**** SOURCE MATERIAL ****
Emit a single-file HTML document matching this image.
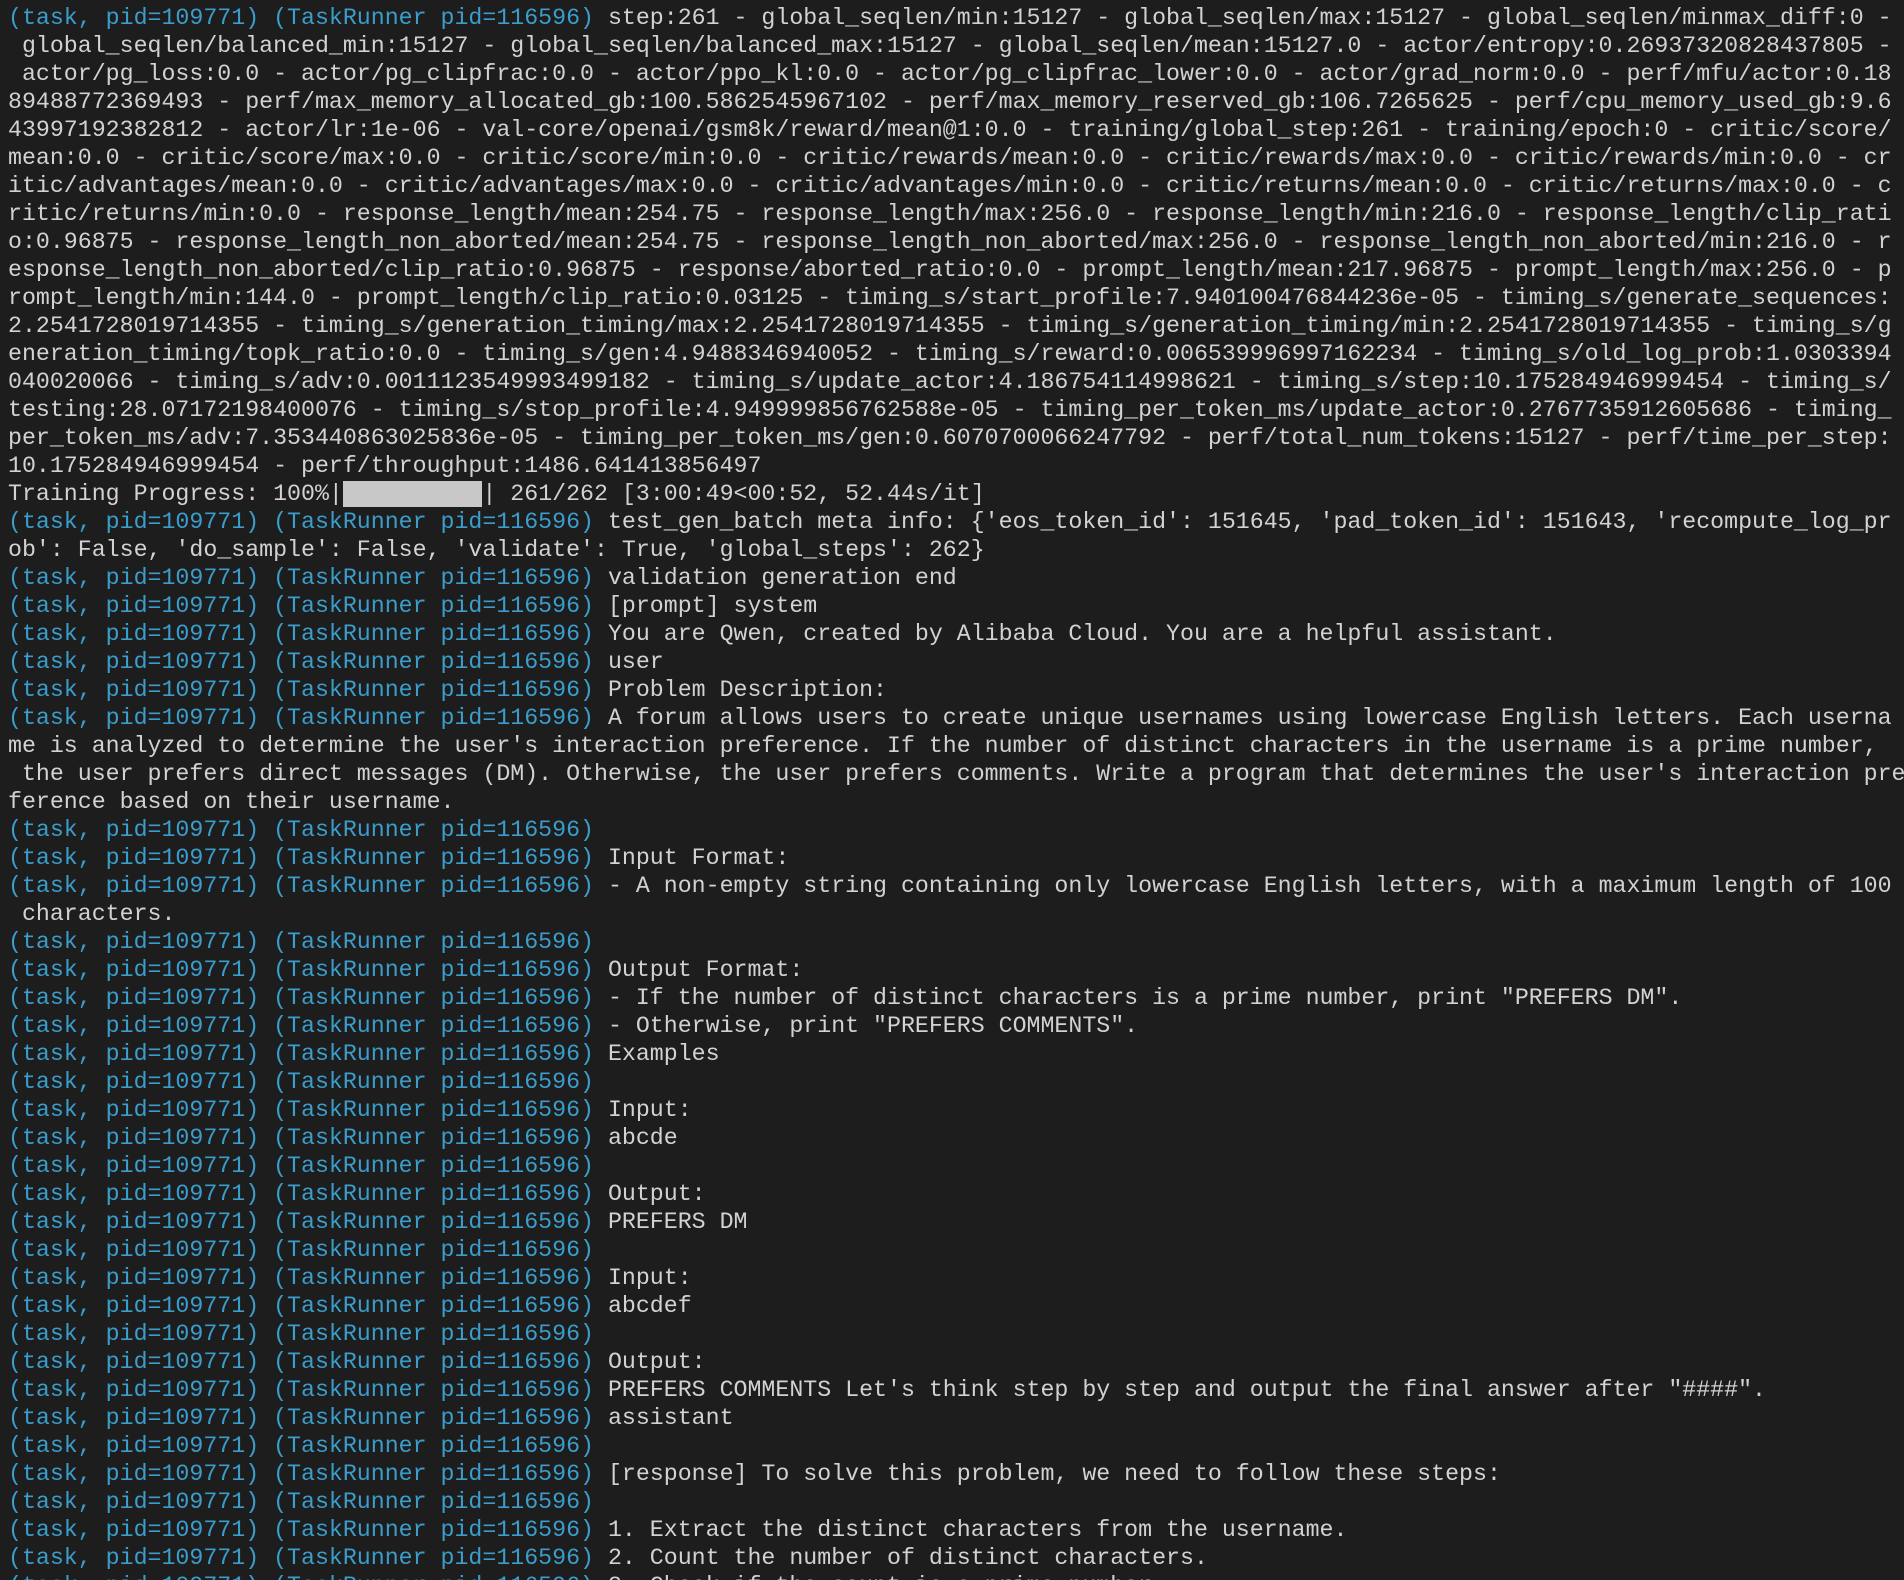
<!DOCTYPE html>
<html><head><meta charset="utf-8"><style>
html,body{margin:0;padding:0;background:#1d1d1d;width:1904px;height:1580px;overflow:hidden}
pre{margin:0;padding:4px 0 0 8px;font-family:"Liberation Mono","DejaVu Sans Mono",monospace;font-size:23.25px;line-height:28px;color:#d2d2d2;white-space:pre}
.b{color:#3a9dcb}
.bar{background:#c8c8c8}
</style></head><body><pre><span class="b">(task, pid=109771) (TaskRunner pid=116596)</span> step:261 - global_seqlen/min:15127 - global_seqlen/max:15127 - global_seqlen/minmax_diff:0 -
 global_seqlen/balanced_min:15127 - global_seqlen/balanced_max:15127 - global_seqlen/mean:15127.0 - actor/entropy:0.26937320828437805 -
 actor/pg_loss:0.0 - actor/pg_clipfrac:0.0 - actor/ppo_kl:0.0 - actor/pg_clipfrac_lower:0.0 - actor/grad_norm:0.0 - perf/mfu/actor:0.18
89488772369493 - perf/max_memory_allocated_gb:100.5862545967102 - perf/max_memory_reserved_gb:106.7265625 - perf/cpu_memory_used_gb:9.6
43997192382812 - actor/lr:1e-06 - val-core/openai/gsm8k/reward/mean@1:0.0 - training/global_step:261 - training/epoch:0 - critic/score/
mean:0.0 - critic/score/max:0.0 - critic/score/min:0.0 - critic/rewards/mean:0.0 - critic/rewards/max:0.0 - critic/rewards/min:0.0 - cr
itic/advantages/mean:0.0 - critic/advantages/max:0.0 - critic/advantages/min:0.0 - critic/returns/mean:0.0 - critic/returns/max:0.0 - c
ritic/returns/min:0.0 - response_length/mean:254.75 - response_length/max:256.0 - response_length/min:216.0 - response_length/clip_rati
o:0.96875 - response_length_non_aborted/mean:254.75 - response_length_non_aborted/max:256.0 - response_length_non_aborted/min:216.0 - r
esponse_length_non_aborted/clip_ratio:0.96875 - response/aborted_ratio:0.0 - prompt_length/mean:217.96875 - prompt_length/max:256.0 - p
rompt_length/min:144.0 - prompt_length/clip_ratio:0.03125 - timing_s/start_profile:7.940100476844236e-05 - timing_s/generate_sequences:
2.2541728019714355 - timing_s/generation_timing/max:2.2541728019714355 - timing_s/generation_timing/min:2.2541728019714355 - timing_s/g
eneration_timing/topk_ratio:0.0 - timing_s/gen:4.9488346940052 - timing_s/reward:0.006539996997162234 - timing_s/old_log_prob:1.0303394
040020066 - timing_s/adv:0.0011123549993499182 - timing_s/update_actor:4.186754114998621 - timing_s/step:10.175284946999454 - timing_s/
testing:28.07172198400076 - timing_s/stop_profile:4.949999856762588e-05 - timing_per_token_ms/update_actor:0.2767735912605686 - timing_
per_token_ms/adv:7.353440863025836e-05 - timing_per_token_ms/gen:0.6070700066247792 - perf/total_num_tokens:15127 - perf/time_per_step:
10.175284946999454 - perf/throughput:1486.641413856497
Training Progress: 100%|<span class="bar">          </span>| 261/262 [3:00:49&lt;00:52, 52.44s/it]
<span class="b">(task, pid=109771) (TaskRunner pid=116596)</span> test_gen_batch meta info: {'eos_token_id': 151645, 'pad_token_id': 151643, 'recompute_log_pr
ob': False, 'do_sample': False, 'validate': True, 'global_steps': 262}
<span class="b">(task, pid=109771) (TaskRunner pid=116596)</span> validation generation end
<span class="b">(task, pid=109771) (TaskRunner pid=116596)</span> [prompt] system
<span class="b">(task, pid=109771) (TaskRunner pid=116596)</span> You are Qwen, created by Alibaba Cloud. You are a helpful assistant.
<span class="b">(task, pid=109771) (TaskRunner pid=116596)</span> user
<span class="b">(task, pid=109771) (TaskRunner pid=116596)</span> Problem Description:
<span class="b">(task, pid=109771) (TaskRunner pid=116596)</span> A forum allows users to create unique usernames using lowercase English letters. Each userna
me is analyzed to determine the user's interaction preference. If the number of distinct characters in the username is a prime number,
 the user prefers direct messages (DM). Otherwise, the user prefers comments. Write a program that determines the user's interaction pre
ference based on their username.
<span class="b">(task, pid=109771) (TaskRunner pid=116596)</span>
<span class="b">(task, pid=109771) (TaskRunner pid=116596)</span> Input Format:
<span class="b">(task, pid=109771) (TaskRunner pid=116596)</span> - A non-empty string containing only lowercase English letters, with a maximum length of 100
 characters.
<span class="b">(task, pid=109771) (TaskRunner pid=116596)</span>
<span class="b">(task, pid=109771) (TaskRunner pid=116596)</span> Output Format:
<span class="b">(task, pid=109771) (TaskRunner pid=116596)</span> - If the number of distinct characters is a prime number, print "PREFERS DM".
<span class="b">(task, pid=109771) (TaskRunner pid=116596)</span> - Otherwise, print "PREFERS COMMENTS".
<span class="b">(task, pid=109771) (TaskRunner pid=116596)</span> Examples
<span class="b">(task, pid=109771) (TaskRunner pid=116596)</span>
<span class="b">(task, pid=109771) (TaskRunner pid=116596)</span> Input:
<span class="b">(task, pid=109771) (TaskRunner pid=116596)</span> abcde
<span class="b">(task, pid=109771) (TaskRunner pid=116596)</span>
<span class="b">(task, pid=109771) (TaskRunner pid=116596)</span> Output:
<span class="b">(task, pid=109771) (TaskRunner pid=116596)</span> PREFERS DM
<span class="b">(task, pid=109771) (TaskRunner pid=116596)</span>
<span class="b">(task, pid=109771) (TaskRunner pid=116596)</span> Input:
<span class="b">(task, pid=109771) (TaskRunner pid=116596)</span> abcdef
<span class="b">(task, pid=109771) (TaskRunner pid=116596)</span>
<span class="b">(task, pid=109771) (TaskRunner pid=116596)</span> Output:
<span class="b">(task, pid=109771) (TaskRunner pid=116596)</span> PREFERS COMMENTS Let's think step by step and output the final answer after "####".
<span class="b">(task, pid=109771) (TaskRunner pid=116596)</span> assistant
<span class="b">(task, pid=109771) (TaskRunner pid=116596)</span>
<span class="b">(task, pid=109771) (TaskRunner pid=116596)</span> [response] To solve this problem, we need to follow these steps:
<span class="b">(task, pid=109771) (TaskRunner pid=116596)</span>
<span class="b">(task, pid=109771) (TaskRunner pid=116596)</span> 1. Extract the distinct characters from the username.
<span class="b">(task, pid=109771) (TaskRunner pid=116596)</span> 2. Count the number of distinct characters.
<span class="b">(task, pid=109771) (TaskRunner pid=116596)</span> 3. Check if the count is a prime number.
</pre></body></html>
****
Take the listing above and print it exactly, apart from the pictures.

Emit a single-file HTML document matching this image.
<!DOCTYPE html>
<html><head><meta charset="utf-8"><style>
html,body{margin:0;padding:0;background:#1d1d1d;width:1904px;height:1580px;overflow:hidden}
pre{margin:0;padding:4px 0 0 8px;font-family:"Liberation Mono","DejaVu Sans Mono",monospace;font-size:23.25px;line-height:28px;color:#d2d2d2;white-space:pre}
.b{color:#3a9dcb}
.bar{background:#c8c8c8}
</style></head><body><pre><span class="b">(task, pid=109771) (TaskRunner pid=116596)</span> step:261 - global_seqlen/min:15127 - global_seqlen/max:15127 - global_seqlen/minmax_diff:0 -
 global_seqlen/balanced_min:15127 - global_seqlen/balanced_max:15127 - global_seqlen/mean:15127.0 - actor/entropy:0.26937320828437805 -
 actor/pg_loss:0.0 - actor/pg_clipfrac:0.0 - actor/ppo_kl:0.0 - actor/pg_clipfrac_lower:0.0 - actor/grad_norm:0.0 - perf/mfu/actor:0.18
89488772369493 - perf/max_memory_allocated_gb:100.5862545967102 - perf/max_memory_reserved_gb:106.7265625 - perf/cpu_memory_used_gb:9.6
43997192382812 - actor/lr:1e-06 - val-core/openai/gsm8k/reward/mean@1:0.0 - training/global_step:261 - training/epoch:0 - critic/score/
mean:0.0 - critic/score/max:0.0 - critic/score/min:0.0 - critic/rewards/mean:0.0 - critic/rewards/max:0.0 - critic/rewards/min:0.0 - cr
itic/advantages/mean:0.0 - critic/advantages/max:0.0 - critic/advantages/min:0.0 - critic/returns/mean:0.0 - critic/returns/max:0.0 - c
ritic/returns/min:0.0 - response_length/mean:254.75 - response_length/max:256.0 - response_length/min:216.0 - response_length/clip_rati
o:0.96875 - response_length_non_aborted/mean:254.75 - response_length_non_aborted/max:256.0 - response_length_non_aborted/min:216.0 - r
esponse_length_non_aborted/clip_ratio:0.96875 - response/aborted_ratio:0.0 - prompt_length/mean:217.96875 - prompt_length/max:256.0 - p
rompt_length/min:144.0 - prompt_length/clip_ratio:0.03125 - timing_s/start_profile:7.940100476844236e-05 - timing_s/generate_sequences:
2.2541728019714355 - timing_s/generation_timing/max:2.2541728019714355 - timing_s/generation_timing/min:2.2541728019714355 - timing_s/g
eneration_timing/topk_ratio:0.0 - timing_s/gen:4.9488346940052 - timing_s/reward:0.006539996997162234 - timing_s/old_log_prob:1.0303394
040020066 - timing_s/adv:0.0011123549993499182 - timing_s/update_actor:4.186754114998621 - timing_s/step:10.175284946999454 - timing_s/
testing:28.07172198400076 - timing_s/stop_profile:4.949999856762588e-05 - timing_per_token_ms/update_actor:0.2767735912605686 - timing_
per_token_ms/adv:7.353440863025836e-05 - timing_per_token_ms/gen:0.6070700066247792 - perf/total_num_tokens:15127 - perf/time_per_step:
10.175284946999454 - perf/throughput:1486.641413856497
Training Progress: 100%|<span class="bar">          </span>| 261/262 [3:00:49&lt;00:52, 52.44s/it]
<span class="b">(task, pid=109771) (TaskRunner pid=116596)</span> test_gen_batch meta info: {'eos_token_id': 151645, 'pad_token_id': 151643, 'recompute_log_pr
ob': False, 'do_sample': False, 'validate': True, 'global_steps': 262}
<span class="b">(task, pid=109771) (TaskRunner pid=116596)</span> validation generation end
<span class="b">(task, pid=109771) (TaskRunner pid=116596)</span> [prompt] system
<span class="b">(task, pid=109771) (TaskRunner pid=116596)</span> You are Qwen, created by Alibaba Cloud. You are a helpful assistant.
<span class="b">(task, pid=109771) (TaskRunner pid=116596)</span> user
<span class="b">(task, pid=109771) (TaskRunner pid=116596)</span> Problem Description:
<span class="b">(task, pid=109771) (TaskRunner pid=116596)</span> A forum allows users to create unique usernames using lowercase English letters. Each userna
me is analyzed to determine the user's interaction preference. If the number of distinct characters in the username is a prime number,
 the user prefers direct messages (DM). Otherwise, the user prefers comments. Write a program that determines the user's interaction pre
ference based on their username.
<span class="b">(task, pid=109771) (TaskRunner pid=116596)</span>
<span class="b">(task, pid=109771) (TaskRunner pid=116596)</span> Input Format:
<span class="b">(task, pid=109771) (TaskRunner pid=116596)</span> - A non-empty string containing only lowercase English letters, with a maximum length of 100
 characters.
<span class="b">(task, pid=109771) (TaskRunner pid=116596)</span>
<span class="b">(task, pid=109771) (TaskRunner pid=116596)</span> Output Format:
<span class="b">(task, pid=109771) (TaskRunner pid=116596)</span> - If the number of distinct characters is a prime number, print "PREFERS DM".
<span class="b">(task, pid=109771) (TaskRunner pid=116596)</span> - Otherwise, print "PREFERS COMMENTS".
<span class="b">(task, pid=109771) (TaskRunner pid=116596)</span> Examples
<span class="b">(task, pid=109771) (TaskRunner pid=116596)</span>
<span class="b">(task, pid=109771) (TaskRunner pid=116596)</span> Input:
<span class="b">(task, pid=109771) (TaskRunner pid=116596)</span> abcde
<span class="b">(task, pid=109771) (TaskRunner pid=116596)</span>
<span class="b">(task, pid=109771) (TaskRunner pid=116596)</span> Output:
<span class="b">(task, pid=109771) (TaskRunner pid=116596)</span> PREFERS DM
<span class="b">(task, pid=109771) (TaskRunner pid=116596)</span>
<span class="b">(task, pid=109771) (TaskRunner pid=116596)</span> Input:
<span class="b">(task, pid=109771) (TaskRunner pid=116596)</span> abcdef
<span class="b">(task, pid=109771) (TaskRunner pid=116596)</span>
<span class="b">(task, pid=109771) (TaskRunner pid=116596)</span> Output:
<span class="b">(task, pid=109771) (TaskRunner pid=116596)</span> PREFERS COMMENTS Let's think step by step and output the final answer after "####".
<span class="b">(task, pid=109771) (TaskRunner pid=116596)</span> assistant
<span class="b">(task, pid=109771) (TaskRunner pid=116596)</span>
<span class="b">(task, pid=109771) (TaskRunner pid=116596)</span> [response] To solve this problem, we need to follow these steps:
<span class="b">(task, pid=109771) (TaskRunner pid=116596)</span>
<span class="b">(task, pid=109771) (TaskRunner pid=116596)</span> 1. Extract the distinct characters from the username.
<span class="b">(task, pid=109771) (TaskRunner pid=116596)</span> 2. Count the number of distinct characters.
<span class="b">(task, pid=109771) (TaskRunner pid=116596)</span> 3. Check if the count is a prime number.
</pre></body></html>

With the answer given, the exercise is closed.